Fünf Jahre zuvor war die Ausgangslage genau umgekehrt. Präsident Trump setzte sich während seiner Präsidentschaft energisch für die Unterstützung der traditionellen Energiewirtschaft und die Genehmigung von Bohrpachtverträgen ein. Doch der S&P 500 Energy Index fiel während seiner Präsidentschaft um 40 Prozent, während der S&P 500 Global Clean Energie Index von seinem Amtsantritt bis zum Wahltag 2020 um 280 Prozent zulegte.
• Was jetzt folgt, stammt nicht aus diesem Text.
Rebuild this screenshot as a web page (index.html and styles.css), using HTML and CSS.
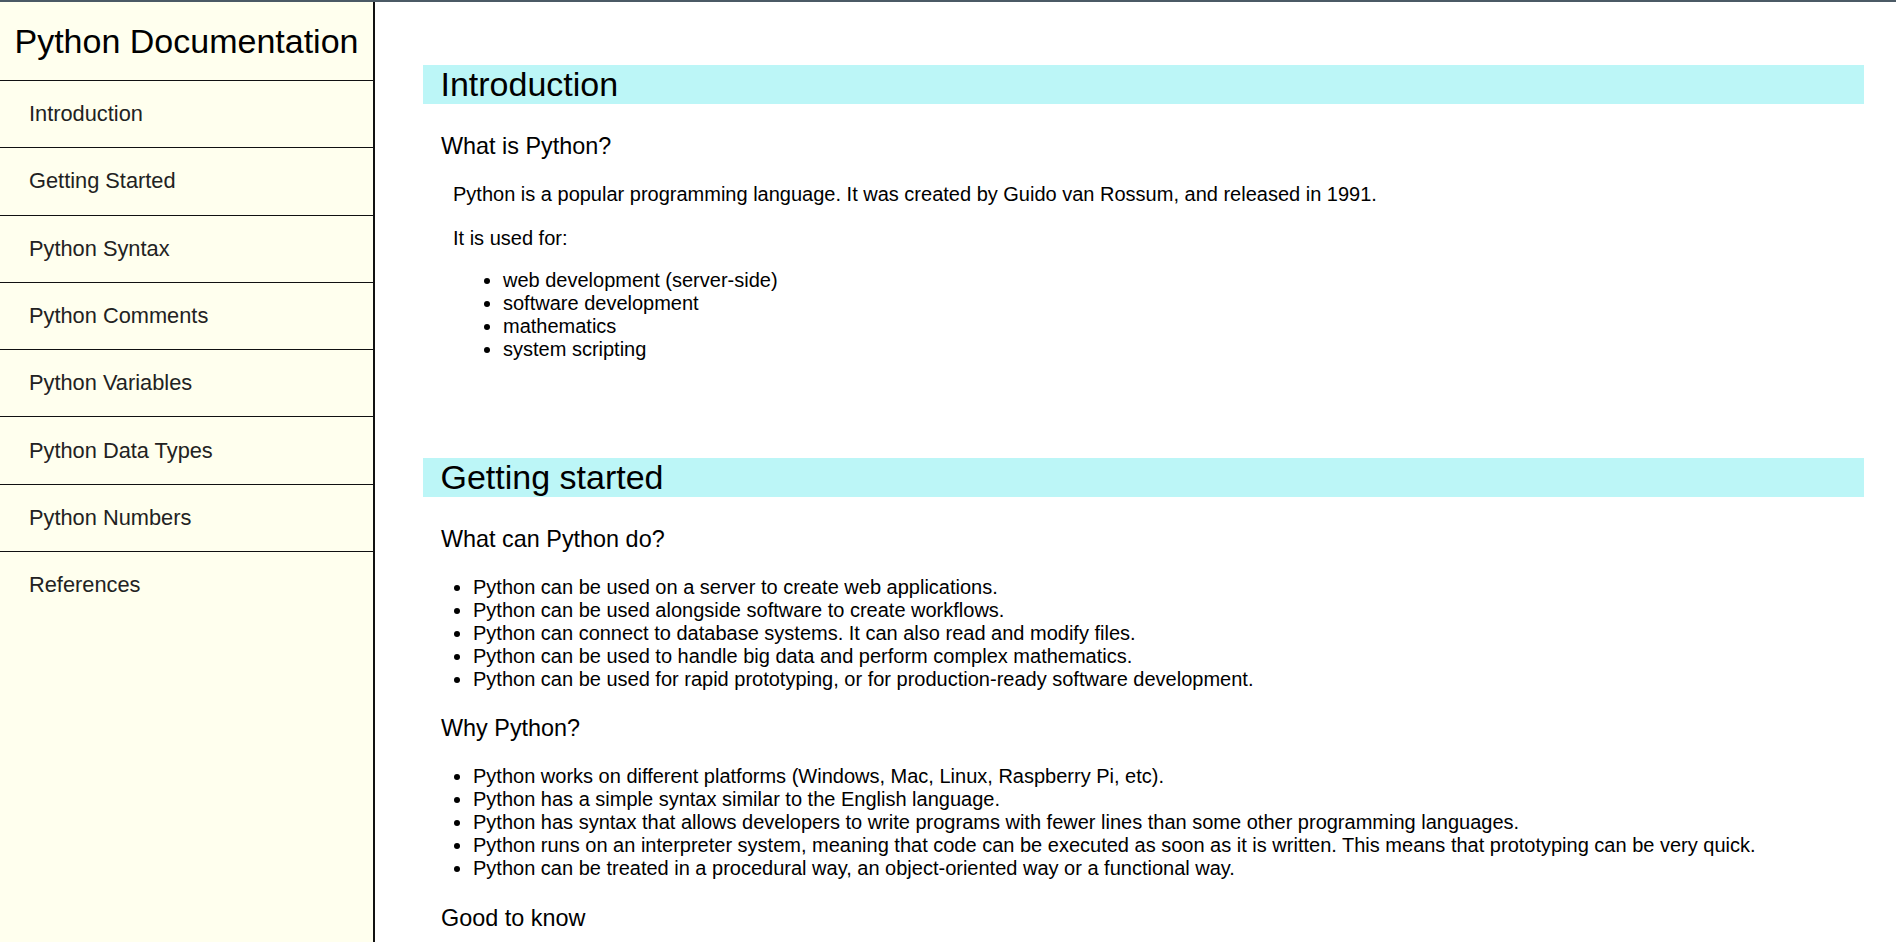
FILE: index.html
```html
<!DOCTYPE html>
<html lang="en">
<head>
<meta charset="utf-8">
<title>Python Documentation</title>
<link rel="stylesheet" href="styles.css">
</head>
<body>
<div class="page">
  <nav class="sidebar" id="navbar">
    <header class="sidebar-title">Python Documentation</header>
    <a class="nav-link" href="#Introduction">Introduction</a>
    <a class="nav-link" href="#Getting_Started">Getting Started</a>
    <a class="nav-link" href="#Python_Syntax">Python Syntax</a>
    <a class="nav-link" href="#Python_Comments">Python Comments</a>
    <a class="nav-link" href="#Python_Variables">Python Variables</a>
    <a class="nav-link" href="#Python_Data_Types">Python Data Types</a>
    <a class="nav-link" href="#Python_Numbers">Python Numbers</a>
    <a class="nav-link last" href="#References">References</a>
  </nav>
  <main class="main" id="main-doc">
    <section class="section" id="Introduction">
      <header class="section-title">Introduction</header>
      <h3 class="sub">What is Python?</h3>
      <div class="indent">
        <p class="para">Python is a popular programming language. It was created by Guido van Rossum, and released in 1991.</p>
        <p class="para">It is used for:</p>
        <ul class="list">
          <li>web development (server-side)</li>
          <li>software development</li>
          <li>mathematics</li>
          <li>system scripting</li>
        </ul>
      </div>
    </section>
    <section class="section" id="Getting_Started">
      <header class="section-title">Getting started</header>
      <h3 class="sub">What can Python do?</h3>
      <ul class="list">
        <li>Python can be used on a server to create web applications.</li>
        <li>Python can be used alongside software to create workflows.</li>
        <li>Python can connect to database systems. It can also read and modify files.</li>
        <li>Python can be used to handle big data and perform complex mathematics.</li>
        <li>Python can be used for rapid prototyping, or for production-ready software development.</li>
      </ul>
      <h3 class="sub">Why Python?</h3>
      <ul class="list">
        <li>Python works on different platforms (Windows, Mac, Linux, Raspberry Pi, etc).</li>
        <li>Python has a simple syntax similar to the English language.</li>
        <li>Python has syntax that allows developers to write programs with fewer lines than some other programming languages.</li>
        <li>Python runs on an interpreter system, meaning that code can be executed as soon as it is written. This means that prototyping can be very quick.</li>
        <li>Python can be treated in a procedural way, an object-oriented way or a functional way.</li>
      </ul>
      <h3 class="sub">Good to know</h3>
    </section>
  </main>
</div>
</body>
</html>
```
FILE: styles.css
```css
html, body {
  margin: 0;
  padding: 0;
  height: 100%;
}

body {
  font-family: "Liberation Sans", Arial, sans-serif;
  color: #000;
  background: #fff;
  border-top: 2px solid #4b5a65;
  box-sizing: border-box;
  overflow: hidden;
}

.page {
  display: flex;
  height: 940px;
}

.sidebar {
  flex: 0 0 373px;
  display: flex;
  flex-direction: column;
  background: #ffffee;
  border-right: 2px solid #111;
}

.sidebar-title {
  height: 78px;
  display: flex;
  align-items: center;
  justify-content: center;
  font-size: 34px;
  border-bottom: 1px solid #111;
}

.nav-link {
  display: flex;
  align-items: center;
  height: 66.3px;
  padding: 0 29px;
  font-size: 21.8px;
  color: #222;
  text-decoration: none;
  border-bottom: 1px solid #111;
}

.nav-link.last {
  border-bottom: none;
}

.main {
  flex: 1;
  padding: 63px 32px 0 48px;
  overflow: hidden;
}

.section {
  margin-bottom: 97.6px;
}

.section-title {
  background: #bcf6f7;
  font-size: 34px;
  line-height: 39px;
  padding: 0 15px 0 17.5px;
  margin-bottom: 28.8px;
}

.sub {
  font-size: 23.4px;
  font-weight: normal;
  margin: 24.2px 0 23px 18px;
}

.indent {
  margin-left: 30px;
}

.para {
  font-size: 20px;
  margin: 21.2px 0 0;
}

.list {
  font-size: 20px;
  margin: 18.8px 0 20px;
  padding-left: 50px;
}
```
Aus Sicht von Ökonom Galler hing der Anstieg der Aktien für „saubere Energie“ während der Trump-Administration wahrscheinlich mit den Innovationen im Bereich erneuerbare Energien, den sehr niedrigen Zinssätzen zur Finanzierung dieser Innovationen und dem globalen Boom von ESG-Investments zusammen. Darüber hinaus verursachte die Pandemie einen Crash beim Ölpreis, der im April 2020 bis auf 11 US-Dollar fiel, was die Gewinne im traditionellen Energiesektor während der Präsidentschaft Trumps limitierte.